In deciding whether to invade Iraq, US President George W. Bush is guided by a view of the world as a battleground of good versus evil.
Admirers praise him for a clear vision that cuts through diplomatic doublespeak and moral ambiguities, but detractors say trying to run foreign policy like a Bible class may land the United States in a conflict with dangerous and unpredictable consequences.
"Some people like to sneer at Bush for what they see as his ignorance and naivete, because he sees the difference between good and evil in the world," said Danielle Pletka, vice-president for foreign and defence studies at the American Enterprise Institute, a think-tank that is home to several influential voices supporting an Iraq invasion.
"The idea that someone is a simpleton because he sees the United States as a force for good is insulting."
On the other side, Los Angeles Times columnist Robert Scheer recently wrote that it was time for Bush to forgo the "biblical allegories of good and evil and recognize that in the 21st century, smiting one's enemies is an elusive goal requiring patience and subtlety, as well as timely heroics."
Campaigning for the presidency in 2000, Bush never pretended to be a foreign policy expert but said his inability to remember the names of leaders of such nations as India and Pakistan was less important than his overarching vision.
Bush was hardly the first US president to take office without much foreign policy expertise.

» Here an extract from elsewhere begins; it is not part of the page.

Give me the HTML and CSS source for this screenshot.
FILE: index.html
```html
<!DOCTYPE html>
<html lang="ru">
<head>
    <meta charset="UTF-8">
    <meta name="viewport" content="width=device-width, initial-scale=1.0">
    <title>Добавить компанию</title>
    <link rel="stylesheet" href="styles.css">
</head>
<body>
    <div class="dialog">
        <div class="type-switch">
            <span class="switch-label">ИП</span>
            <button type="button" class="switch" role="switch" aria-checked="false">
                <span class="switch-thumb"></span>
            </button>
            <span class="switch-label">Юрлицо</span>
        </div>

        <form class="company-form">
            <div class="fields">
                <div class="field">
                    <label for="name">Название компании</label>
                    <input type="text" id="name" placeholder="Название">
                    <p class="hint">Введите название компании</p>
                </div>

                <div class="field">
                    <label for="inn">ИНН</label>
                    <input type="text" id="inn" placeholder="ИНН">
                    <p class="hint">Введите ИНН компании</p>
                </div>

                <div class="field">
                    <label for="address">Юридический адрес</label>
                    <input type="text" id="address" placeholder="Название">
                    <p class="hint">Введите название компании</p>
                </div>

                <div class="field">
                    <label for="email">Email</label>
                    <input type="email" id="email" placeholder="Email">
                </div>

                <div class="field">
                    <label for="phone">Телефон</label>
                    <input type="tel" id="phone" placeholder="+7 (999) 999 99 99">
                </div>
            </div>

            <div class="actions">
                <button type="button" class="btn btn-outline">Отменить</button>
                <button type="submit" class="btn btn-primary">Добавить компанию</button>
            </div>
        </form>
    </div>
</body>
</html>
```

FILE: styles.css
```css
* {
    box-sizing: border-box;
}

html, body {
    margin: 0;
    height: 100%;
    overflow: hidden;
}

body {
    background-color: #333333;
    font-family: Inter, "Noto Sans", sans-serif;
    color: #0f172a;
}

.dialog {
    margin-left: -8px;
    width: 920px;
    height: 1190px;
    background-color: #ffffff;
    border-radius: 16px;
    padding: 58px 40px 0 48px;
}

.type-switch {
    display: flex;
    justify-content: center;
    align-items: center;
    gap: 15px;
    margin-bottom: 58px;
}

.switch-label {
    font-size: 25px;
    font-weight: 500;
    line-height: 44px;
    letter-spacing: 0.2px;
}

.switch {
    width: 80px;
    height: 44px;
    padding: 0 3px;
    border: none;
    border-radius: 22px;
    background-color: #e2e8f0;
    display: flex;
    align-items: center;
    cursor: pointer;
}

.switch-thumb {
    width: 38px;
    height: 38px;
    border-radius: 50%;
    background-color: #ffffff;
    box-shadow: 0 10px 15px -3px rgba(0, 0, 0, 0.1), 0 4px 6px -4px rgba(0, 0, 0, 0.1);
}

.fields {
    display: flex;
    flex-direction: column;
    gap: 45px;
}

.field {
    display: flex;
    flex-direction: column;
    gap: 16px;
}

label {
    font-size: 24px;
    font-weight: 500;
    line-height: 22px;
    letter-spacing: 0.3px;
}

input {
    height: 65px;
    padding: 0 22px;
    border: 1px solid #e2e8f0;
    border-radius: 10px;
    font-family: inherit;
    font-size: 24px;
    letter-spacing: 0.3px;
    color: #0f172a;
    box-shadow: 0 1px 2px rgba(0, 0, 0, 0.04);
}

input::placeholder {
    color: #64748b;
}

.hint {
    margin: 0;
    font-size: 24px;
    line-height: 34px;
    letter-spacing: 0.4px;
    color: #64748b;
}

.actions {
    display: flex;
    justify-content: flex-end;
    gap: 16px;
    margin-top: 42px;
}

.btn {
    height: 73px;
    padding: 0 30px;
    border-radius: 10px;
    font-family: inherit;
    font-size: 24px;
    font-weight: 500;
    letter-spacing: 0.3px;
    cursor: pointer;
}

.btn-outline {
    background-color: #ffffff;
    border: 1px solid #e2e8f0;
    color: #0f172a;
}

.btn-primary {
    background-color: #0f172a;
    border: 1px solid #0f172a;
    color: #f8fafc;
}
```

"I don't think that ignorance is ever an advantage but the fact is that the US political system often brings presidents to the White House who don't know much about foreign policy," said Walter Russell Mead of the Council on Foreign Relations.
Some, like Jimmy Carter and Bill Clinton, immerse themselves in the details, eventually becoming experts in their own right. Others, like Ronald Reagan, stick to the big picture and leave the details to others. Both approaches have had their successes and failures.
"Character, competence, the ability to manage and to articulate your policy are clearly more important than expertise," said James Gibney, executive editor of Foreign Affairs magazine.
"It helps to have a vision of the way the world works. Experts can provide the expertise," he said.
Bush won almost universal praise for his response to the attacks on the World Trade Center and the Pentagon on September 11 when he rallied the nation and much of the world with bold rhetoric and firm resolve.
He spoke in words that every American could understand. Osama bin Laden, the Saudi militant accused of masterminding the attacks, was not merely an enemy - he was "the evil one." The war on terrorism, became, in Bush's words, "a struggle for civilization itself."
But Bush's efforts to extend that same unequivocal rhetoric to Iraqi leader Saddam Hussein have so far failed to strike the same response, although he is yet to make the case for an all-out war.
A Gallup Poll released on Friday found that support for an invasion of Iraq had fallen from 74 per cent in November to 53 per cent now.
Bush has also been unable to impose discipline on either his administration or his Republican Party, which both appear to have divided into pro- and anti-war factions engaged in an increasingly nasty public battle.
Few in the United States would dispute Bush's assertion that Saddam is evil. However there is already no shortage of voices pointing out the many risks and complications of an invasion.
Among them are: the danger of taking heavy casualties; of dragging US troops into a quagmire from which it will take years to emerge; of blowing a massive hole in the US domestic budget; of destabilizing the Middle East; of prompting Saddam to fire chemical or biological weapons at Israel; of stoking more Arab fury and more terrorism; of alienating important allies; and of encouraging other nations to launch their own pre-emptive attacks on enemies.
Bush admirers see parallels between him and Reagan, whom they believe paved the way to victory in the Cold War over the Soviet Union, which Reagan called the "evil empire."
But Bush has found it hard to impose a single standard on the world. He has berated some countries for their failure to practise democracy while turning a blind eye to others whose co-operation is essential to the war on terrorism, notably Pakistan and former Soviet republics in Central Asia.
"I think his foreign policy is fairly muddled. He's doing what many presidents have done in the past, applying different standards to different situations," said Gibney.
Bush's desire to cut through complications to the heart of an issue and emerge with a bold, strong stance has also been on display in the Arab-Israeli conflict, an immensely complex clash of competing rights and wrongs that stretch back for more than a century.
The president has come down firmly on the Israeli side, calling on the Palestinians to dump their leader Yasser Arafat, who Bush says is hopelessly corrupt, untrustworthy and implicated in violence. But words have not been followed up by much concrete action.